In determining such fair value, the Court of Chancery will take into account all relevant factors.  Over the years, Delaware courts have frequently wrestled with the factors that are relevant when determining fair value, as well as which methodologies for determining fair value are appropriate.
 
Perhaps the most significant risk for a stockholder considering making an appraisal demand, however, is that the Court of Chancery can – and occasionally will – find that the deal price was greater than the fair value of the stockholder’s shares.  In such instance, the surviving corporation is only required to pay the dissident stockholder the lesser, appraised amount for such stockholder’s shares, and not the higher amount paid to the other stockholders.  This risk should make stockholders  less interested in bringing appraisal claims as the likelihood that the Delaware courts will determine the fair value of such merged corporation to be equal to or less than the deal price increases.
 

ACP Master, Ltd. v. Clearwire Corporation

On July 21, 2017, the Court of Chancery issued its opinion in Clearwire.  This appraisal proceeding, which was consolidated with a related case, ACP Master, Ltd. v. Sprint Corporation, dealt with the 2013 merger of Clearwire Corporation (“Clearwire”) with Sprint Nextel Corporation (“Sprint”).  Pursuant to the merger, Sprint acquired the 49.8% of Clearwire that it did not already own, paying $5.00 per share.  Aurelius Capital Management, LP (“Aurelius”) filed a lawsuit against Sprint alleging breaches of fiduciary duties by Sprint and sought an appraisal of its shares in connection with the merger. 
 
After dispensing with certain fiduciary duty claims made by Aurelius against Sprint, the Vice Chancellor turned to the appraisal matter.  Because Sprint was the controlling stockholder, the parties did not argue that the deal price should be given any particular weight in determining the fair value, as might be the case where parties negotiated the transaction at an arms’-length basis. In addition, the Vice Chancellor noted that a significant portion of the deal price related to the synergies (perhaps $1.95 to $2.60 per share), and would have to be excluded from any appraisal analysis based on such deal price. 
 
Both Sprint and Aurelius submitted discounted cash flow (“DCF”) analyses – with Sprint’s DCF analysis showing the value of Clearwire as a going-concern at $2.13 per share and Aurelius showing such value at $16.08 per share.  This wide disparity was driven almost entirely by differences in projections of future expected cash flow.  The Court adopted the DCF analysis provided by Sprint in whole, finding that Aurelius’s discounted cash flow analysis relied on unrealistic projections that failed to reflect Clearwire’s “operative reality in the event that the Clearwire-Sprint Merger did not close.”  In addition, the Court emphasized that Sprint’s DCF analysis was based on contemporaneous and routine projections made by Clearwire’s management team.
 
As such, the Court of Chancery adopted Sprint’s DCF analysis in full and appraised the shares at $2.13 per share.  Thus, Aurelius was entitled to a payment for its shares at less than half of the price paid per share to the stockholders who accepted the initial deal price.
 

DFC Global Corporation v. Muirfield Value Partners, L.P.

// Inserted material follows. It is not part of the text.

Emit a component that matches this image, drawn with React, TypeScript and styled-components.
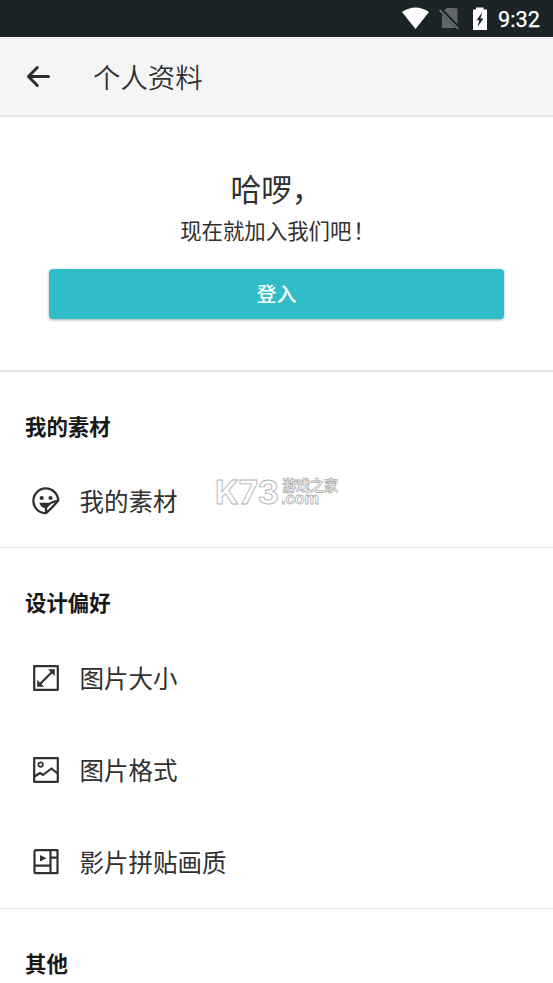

On August 1, 2017, the Delaware Supreme Court reversed and remanded a decision by the Court of Chancery in DFC Global.  In the underlying appraisal proceeding, the Court of Chancery had found that the fair value of shares of DFC Global Corporation (“DFC Global”) was approximately $10.30 per share – or 80 cents per share higher than the price a private equity firm had paid for such shares – despite a robust market search, a process with multiple bidders at arms’-length and no conflicts of interest.  The Supreme Court held that the Court of Chancery had abused its discretion in according just one-third weight to the deal price in such instance (in addition, the Court of Chancery assigned one-third weight to each of a DCF analysis and a comparable company analysis).

In reversing the lower court’s decision, the Supreme Court refused to adopt a bright-line rule or a presumption that in appraisal proceedings concerning transactions consummated at an arms’-length basis, the deal price will be the best estimate of fair value.  The Supreme Court noted that Section 262 expressly requires Delaware courts to “take in account all relevant factors.” 

Despite the Supreme Court’s statements that it was not adopting such a presumption, the decision suggests that where a merger occurs after a thorough market search and is conflict-free, Delaware courts will be hesitant to assign significant weight – if any – to valuation methodologies other than deal price.  In other words, in instances where the transaction follows the parameters set forth in DFC Global, Delaware courts are likely to find that the deal price was the fair value, reducing any incentives for dissident stockholders or appraisal arbitrageurs to bring such actions against the surviving corporations.

Stay Tuned

With several appraisal proceedings currently underway, the next few months will show whether Clearwire and DFC Global are the harbinger of fewer appraisal actions or have a more modest effect on the appraisal process.